--- START OF EXTRACTED DATA ---

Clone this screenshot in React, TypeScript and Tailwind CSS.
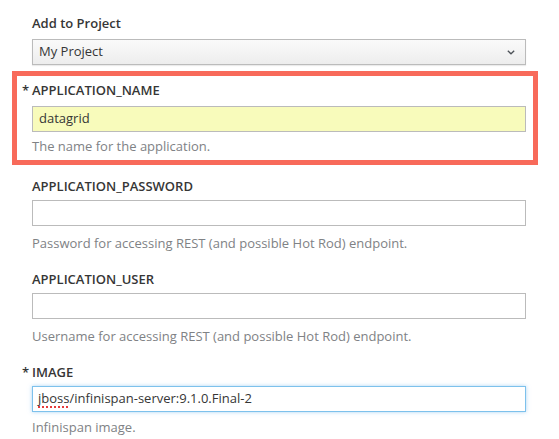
const font = { fontFamily: '"Open Sans", "Liberation Sans", sans-serif' };

type field = {
  name: string;
  help: string;
  required?: boolean;
};

const fields: field[] = [
  {
    name: "APPLICATION_PASSWORD",
    help: "Password for accessing REST (and possible Hot Rod) endpoint.",
  },
  {
    name: "APPLICATION_USER",
    help: "Username for accessing REST (and possible Hot Rod) endpoint.",
  },
];

const Label = ({ text, required }: { text: string; required?: boolean }) => (
  <div className="h-[18px] leading-[18px] text-[13px] font-semibold text-[#363636]">
    {required && <span className="inline-block w-[10px] -ml-[10px]">*</span>}
    {text}
  </div>
);

const Help = ({ text }: { text: string }) => (
  <div className="h-[18px] leading-[18px] text-[13px] text-[#808285]">{text}</div>
);

const App = () => {
  return (
    <div className="w-[559px] h-[439px] bg-white overflow-hidden" style={font}>
      <div className="pl-[32px] pr-[33px] pt-[14px]">
        <Label text="Add to Project" />
        <div className="mt-[7px] h-[26px] flex items-center justify-between border border-[#bbbbbb] bg-gradient-to-b from-[#fafafa] to-[#ededed] shadow-[0_1px_1px_rgba(0,0,0,0.08)] pl-[6px] pr-[10px] text-[13px] text-[#363636]">
          <span>My Project</span>
          <svg width="8" height="5" viewBox="0 0 8 5" fill="none">
            <path d="M0.8 0.8 L4 3.8 L7.2 0.8" stroke="#4d5258" strokeWidth="1.3" />
          </svg>
        </div>

        <div className="-ml-[20px] -mr-[12px] mt-[6px] border-[5px] border-[#f86a5a] pl-[15px] pr-[7px] pt-[5px] pb-[5px]">
          <Label text="APPLICATION_NAME" required />
          <div className="mt-[7px] h-[26px] flex items-center border border-[#bbbbbb] bg-[#f8fbbb] px-[6px] text-[13px] text-[#363636]">
            datagrid
          </div>
          <div className="mt-[5px]">
            <Help text="The name for the application." />
          </div>
        </div>

        <div className="mt-[12px] flex flex-col gap-[18px]">
          {fields.map((f) => (
            <div key={f.name}>
              <Label text={f.name} required={f.required} />
              <div className="mt-[5px] h-[26px] border border-[#bbbbbb] bg-white" />
              <div className="mt-[8px]">
                <Help text={f.help} />
              </div>
            </div>
          ))}
          <div>
            <Label text="IMAGE" required />
            <div className="mt-[5px] h-[26px] flex items-center border border-[#7dc1ec] shadow-[0_0_4px_rgba(102,175,233,0.55)] bg-white px-[5px] text-[13px] text-[#363636]">
              <span className="underline decoration-dotted decoration-[#e53b3b] decoration-[1.5px] underline-offset-[3px]">
                jboss
              </span>
              <span>/infinispan-server:9.1.0.Final-2</span>
            </div>
            <div className="mt-[6px]">
              <Help text="Infinispan image." />
            </div>
          </div>
        </div>
      </div>
    </div>
  );
};

export default App;
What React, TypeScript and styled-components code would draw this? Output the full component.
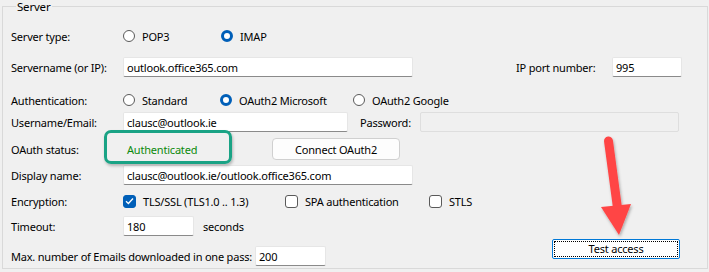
import React from 'react'
import styled, { createGlobalStyle } from 'styled-components'

const Global = createGlobalStyle`
  html, body {
    margin: 0;
    padding: 0;
    background: #f0f0f0;
  }
  body {
    font-family: "Segoe UI", "Noto Sans", sans-serif;
    font-size: 11px;
    letter-spacing: -0.2px;
    color: #000;
  }
`

const Page = styled.div`
  width: 709px;
  height: 272px;
  padding: 0 1px 0 2px;
  box-sizing: border-box;
`

const Group = styled.fieldset`
  position: relative;
  margin: 0;
  padding: 0 0 0 8px;
  height: 269px;
  box-sizing: border-box;
  border: 1px solid #d9d9d9;
  border-radius: 0;
`

const Legend = styled.legend`
  margin-left: 5px;
  padding: 0 2px 0 1px;
  line-height: 13px;
  font-size: 11.5px;
`

const Rows = styled.div`
  display: flex;
  flex-direction: column;
  padding-top: 12px;
`

const Row = styled.div<{ $gap?: number }>`
  display: flex;
  align-items: center;
  height: 22px;
  margin-top: ${p => p.$gap ?? 0}px;
`

const Label = styled.span<{ $w?: number }>`
  flex: none;
  width: ${p => p.$w ?? 112}px;
  white-space: nowrap;
`

const Cell = styled.div<{ $w: number }>`
  flex: none;
  width: ${p => p.$w}px;
  display: flex;
  align-items: center;
`

const Input = styled.div<{ $w: number; $disabled?: boolean }>`
  flex: none;
  width: ${p => p.$w}px;
  height: 20px;
  box-sizing: border-box;
  padding: 0 3px;
  display: flex;
  align-items: center;
  background: ${p => (p.$disabled ? '#f0f0f0' : '#fff')};
  border: 1px solid ${p => (p.$disabled ? '#dedede' : '#e6e6e6')};
  border-bottom-color: ${p => (p.$disabled ? '#dedede' : '#8a8a8a')};
  border-radius: 2px;
  white-space: nowrap;
`

const Option = styled.label`
  display: flex;
  align-items: center;
  gap: 7px;
  white-space: nowrap;
`

const Radio = styled.span<{ $on?: boolean }>`
  width: 12px;
  height: 12px;
  box-sizing: border-box;
  border-radius: 50%;
  border: ${p => (p.$on ? '3.5px solid #005fb8' : '1px solid #5a5a5a')};
  background: #fff;
`

const Check = styled.span<{ $on?: boolean }>`
  width: 13px;
  height: 13px;
  box-sizing: border-box;
  border-radius: 3px;
  border: 1px solid ${p => (p.$on ? '#005fb8' : '#5a5a5a')};
  background: ${p => (p.$on ? '#005fb8' : '#fff')};
  display: flex;
  align-items: center;
  justify-content: center;
`

const Status = styled.span`
  color: #0c8a0c;
  padding-left: 4px;
`

const Button = styled.button`
  width: 128px;
  height: 22px;
  font: inherit;
  letter-spacing: inherit;
  color: #000;
  background: #fdfdfd;
  border: 1px solid #d0d0d0;
  border-radius: 4px;
  padding: 0;
`

const FocusButton = styled.button`
  width: 128px;
  height: 20px;
  margin-top: -15px;
  font: inherit;
  letter-spacing: inherit;
  color: #000;
  background: #fff;
  border: 1px solid #0078d7;
  border-radius: 2px;
  padding: 1px;
  box-sizing: border-box;
  span {
    display: flex;
    align-items: center;
    justify-content: center;
    height: 100%;
    border: 1px dotted #000;
    box-sizing: border-box;
  }
`

const Spacer = styled.div`
  flex: 1;
`

const Highlight = styled.div`
  position: absolute;
  left: 101px;
  top: 117px;
  width: 128px;
  height: 34px;
  box-sizing: border-box;
  border: 3px solid #1aa385;
  border-radius: 7px;
  box-shadow: 1px 2px 3px rgba(0, 0, 0, 0.25);
  pointer-events: none;
`

const Arrow = styled.svg`
  position: absolute;
  left: 583px;
  top: 110px;
  overflow: visible;
  pointer-events: none;
`

const Tick = () => (
  <svg width="9" height="8" viewBox="0 0 9 8">
    <path d="M1 4.2 L3.4 6.5 L8 1.5" fill="none" stroke="#fff" strokeWidth="1.3" />
  </svg>
)

export default function App() {
  return (
    <Page>
      <Global />
      <Group>
        <Legend>Server</Legend>
        <Rows>
          <Row>
            <Label>Server type:</Label>
            <Cell $w={98}><Option><Radio />POP3</Option></Cell>
            <Option><Radio $on />IMAP</Option>
          </Row>
          <Row $gap={9}>
            <Label>Servername (or IP):</Label>
            <Input $w={290}>outlook.office365.com</Input>
            <Cell $w={103} />
            <Label $w={96}>IP port number:</Label>
            <Input $w={70}>995</Input>
          </Row>
          <Row $gap={11}>
            <Label>Authentication:</Label>
            <Cell $w={97}><Option><Radio />Standard</Option></Cell>
            <Cell $w={133}><Option><Radio $on />OAuth2 Microsoft</Option></Cell>
            <Option><Radio />OAuth2 Google</Option>
          </Row>
          <Row $gap={0}>
            <Label>Username/Email:</Label>
            <Input $w={225}>clausc@outlook.ie</Input>
            <Cell $w={12} />
            <Label $w={60}>Password:</Label>
            <Input $w={259} $disabled />
          </Row>
          <Row $gap={5}>
            <Label>OAuth status:</Label>
            <Cell $w={149}><Status>Authenticated</Status></Cell>
            <Button>Connect OAuth2</Button>
          </Row>
          <Row $gap={4}>
            <Label>Display name:</Label>
            <Input $w={290}>clausc@outlook.ie/outlook.office365.com</Input>
          </Row>
          <Row $gap={4}>
            <Label>Encryption:</Label>
            <Cell $w={162}><Option><Check $on><Tick /></Check>TLS/SSL (TLS1.0 .. 1.3)</Option></Cell>
            <Cell $w={144}><Option><Check />SPA authentication</Option></Cell>
            <Option><Check />STLS</Option>
          </Row>
          <Row $gap={3}>
            <Label>Timeout:</Label>
            <Input $w={71}>180</Input>
            <Cell $w={9} />
            <span>seconds</span>
          </Row>
          <Row $gap={8}>
            <Label $w={244}>Max. number of Emails downloaded in one pass:</Label>
            <Input $w={71}>200</Input>
            <Cell $w={226} />
            <FocusButton><span>Test access</span></FocusButton>
            <Spacer />
          </Row>
        </Rows>
        <Highlight />
        <Arrow width="60" height="120" viewBox="0 0 60 120">
          <defs>
            <filter id="sh" x="-50%" y="-20%" width="200%" height="150%">
              <feDropShadow dx="1" dy="2" stdDeviation="1.5" floodColor="#000" floodOpacity="0.3" />
            </filter>
          </defs>
          <g filter="url(#sh)" fill="#ff4545">
            <path d="M22.5 18 L31.5 85" stroke="#ff4545" strokeWidth="9" strokeLinecap="round" />
            <path d="M15 84 L45 81 L33 112 Z" />
          </g>
        </Arrow>
      </Group>
    </Page>
  )
}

--- END OF EXTRACTED DATA ---

DIRECTIVE: Write down only the number of lines that contain the string "components" in the listing.

RIGHT ANSWER: 2